Piping hot

Underfloor heating combined with air source heat pumps can provide housebuilders and property developers with flexible and efficient heating solutions, as Paul Wakefield of grant UK explains.

Evenly distributing heat upwards into a room, an underfloor heating system maintains optimum room temperatures while also helping the heat source, such as an air source heat pump (ASHP), to work as efficiently as possible.

Underfloor heating provides a pleasant heat throughout the room, leaves walls free for furniture and can add value to a property. It is also easy to install.

Modern underfloor heating systems are straightforward to work with and can be supplied as packs, which are specifically suited to meet a property’s requirements. Some underfloor systems have very low profiles – being just 15 mm in finished floor height, which is beneficial in a number of ways. Firstly, the system can be installed without requiring significant changes to a room’s infrastructure, and such low profile systems are also ideally suited to first floor installations.

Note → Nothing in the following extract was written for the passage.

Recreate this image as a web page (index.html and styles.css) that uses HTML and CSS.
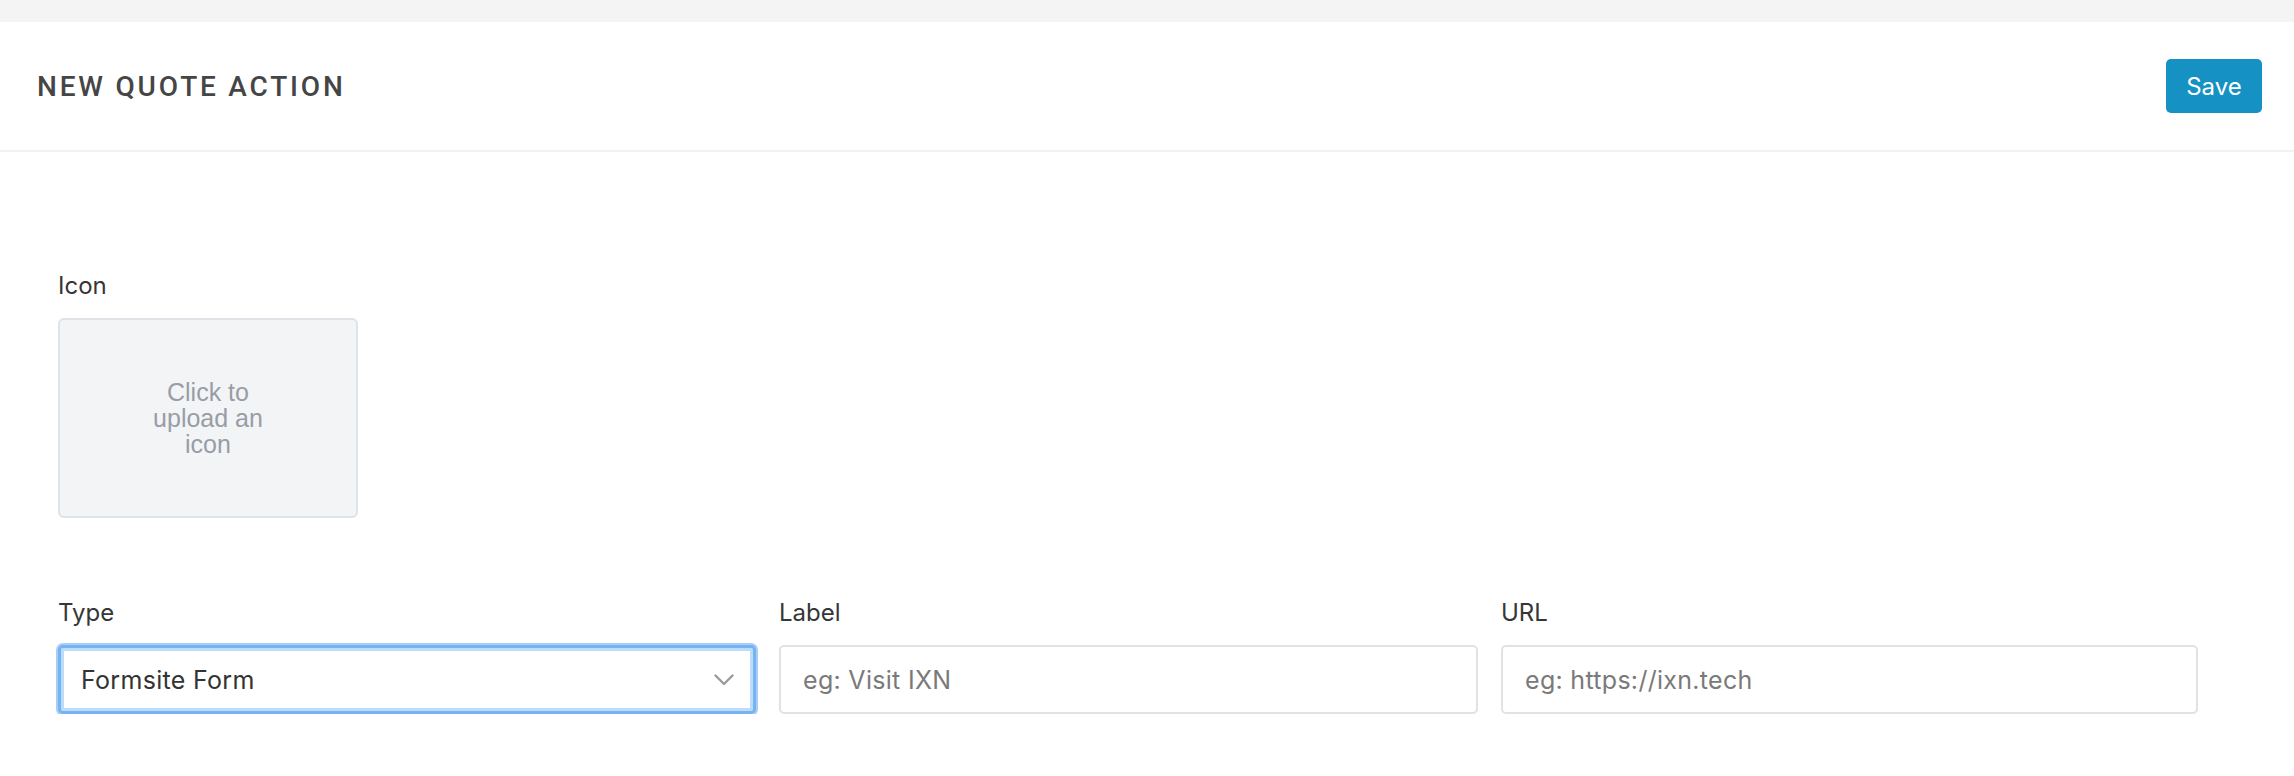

Underfloor heating is often not considered for due to certain perceptions, whether it be lengthy installation times or difficulties with laying pipework. In today’s marketplace, there are exciting products that have been designed with the engineer in mind, and which serve to dispel these misconceptions and help make underfloor heating a viable option for many homes.

For example, some underfloor heating systems utilise self-adhesive panels that are compact in size, into which the pipework loops are clipped and a self-levelling compound then laid over the system. The floor can often be walked on the day after laying the compound, and the heat source can be introduced after three days. Such systems make installation extremely quick, reducing the time spent onsite.

One advantageous feature that is not present in all retrofit systems is a system that does not require overboarding, which makes for a simpler installation as the final floor finish can be laid directly on top of the dry screed. Systems that are simple to lay, quick to install and can be completed by a single operative often prove to be the most practical for housebuilders.

Alongside the supply of the underfloor pipework, components and controls, some suppliers will also provide design assistance, including initial system heat loss calculations used for quotation purpose through to full working drawings to complete a package offering. This level of support delivers bespoke assistance which can help ensure that the installation is completed as smoothly as possible.

Heat pumps

Combining heat pumps with underfloor heating is proving to be a popular option. Thanks to legislation, heat pumps are becoming even more efficient. The 2014 EU Fluorinated Greenhouse Gas (F-Gas) Regulations is designed to phase out the use of hydrofluorocarbons, with the introduction of a series of targets designed to limit the use of gases which have the highest Global Warming Potential (GWP).

Heat pumps using R32 refrigerants should be considered, because they have a GWP that is considerably lower than other typical heat pump refrigerants such as R410. They will thus comply with the upcoming legislative targets, future-proof- ing the product.

In addition to having a lower GWP figure of 675, R32 is a single-component refrigerant, which means it has no temperature glide. Refrigerant blends that have two or more components exhibit temperature glide but as R32 only has one molecule in its formation, its saturated liquid and vapor temperatures are the same. By removing the risk for the refrigerant to suffer from glide, the system can recharge and recycle with greater ease, making it more efficient.

Single phase, DC inverter driven ASHPs that incorporate in-built weather compensation and a base tray heating element to prevent ice formation are some of the leading products currently available. With simplified electrics, built-in features as standard, and easily accessible components, heat pumps today are simple to work with.

Ideally, the chosen heat pump should be exceptionally efficient, have compact footprints and operate with low noise levels. It will therefore have minimal impact on its surrounds both aesthetically and acoustically, something which is of great benefit to end-users. Furthermore, heat pumps are often also available with significant guarantees which reflect confidence in the products and deliver greater peace of mind to the homeowner.